There were lots of reasons for the various styles and techniques. The slow motion I only used at the point where his life changed, rather where one man died and the other was born, the idea of life ceasing to function any longer and grinding to a halt. The pace of the cut in some sequences along with the fast motion and so on, were either to reflect his energy, his personality at that point in the story, or to pace or create the kind of energy in the scene as we wanted. The time-lapse vistas do two things, I think. They lend scale and contrast, suggest time passing of course, but also in this case a life out of control, like a bad trip (or maybe a beautiful one, depending on your point of view!) The soundscape in the film was a crucial part of building atmosphere, often for the psychological nature of the film. The same for the music, I didn’t want anything culturally specific, rather music that reflects a more psychological aspect, and that goes deeper.
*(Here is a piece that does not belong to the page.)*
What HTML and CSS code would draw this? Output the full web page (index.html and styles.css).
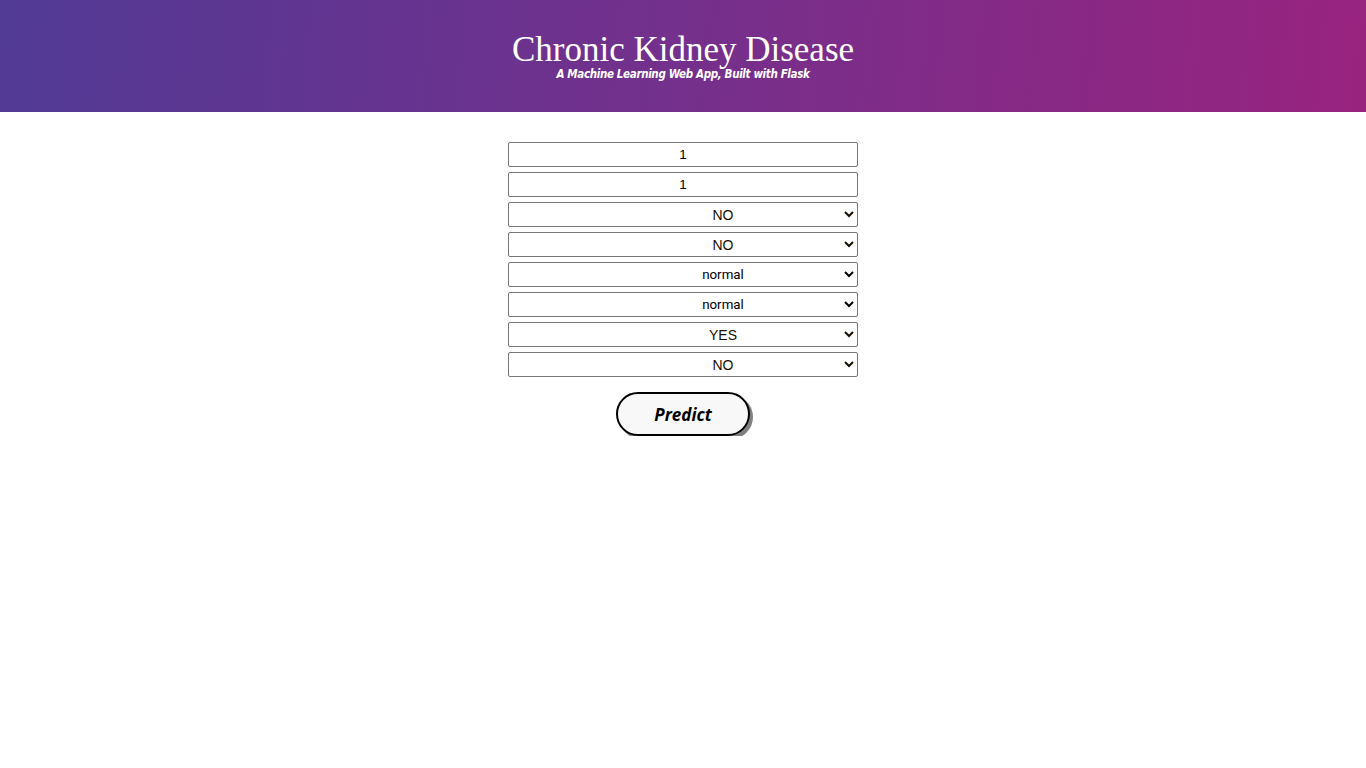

Filmmaker: I notice that your previous docs have dealt with the environment (The Pipeline), politics (Mandela: The Living Legend) and the military (Israel Undercover). Jean Marc’s story may be bigger than life, but it certainly isn’t issue-themed. Do you see yourself branching out with Calvet, or is it in fact an extension of your other work?
Allan: Calvet is a departure from other films I’ve made in that it’s my first independent feature, whereas the others were commissioned for TV. I think the criteria for me has always been a compelling emotional story, and now I’d choose to make a compelling emotional story that can make a difference, that contributes even in a small way. Calvet may not be an issue film in the way we tend to talk about issue films these days. Though I’d insist that the film is about as issue-driven as it gets, in that it’s about us. At the core it’s about human dysfunction and our ability to change. That’s about as big a social issue as it gets, arguably the issue that resides at the root of all others. Jean Marc’s story is extreme of course, but I think we identify strongly.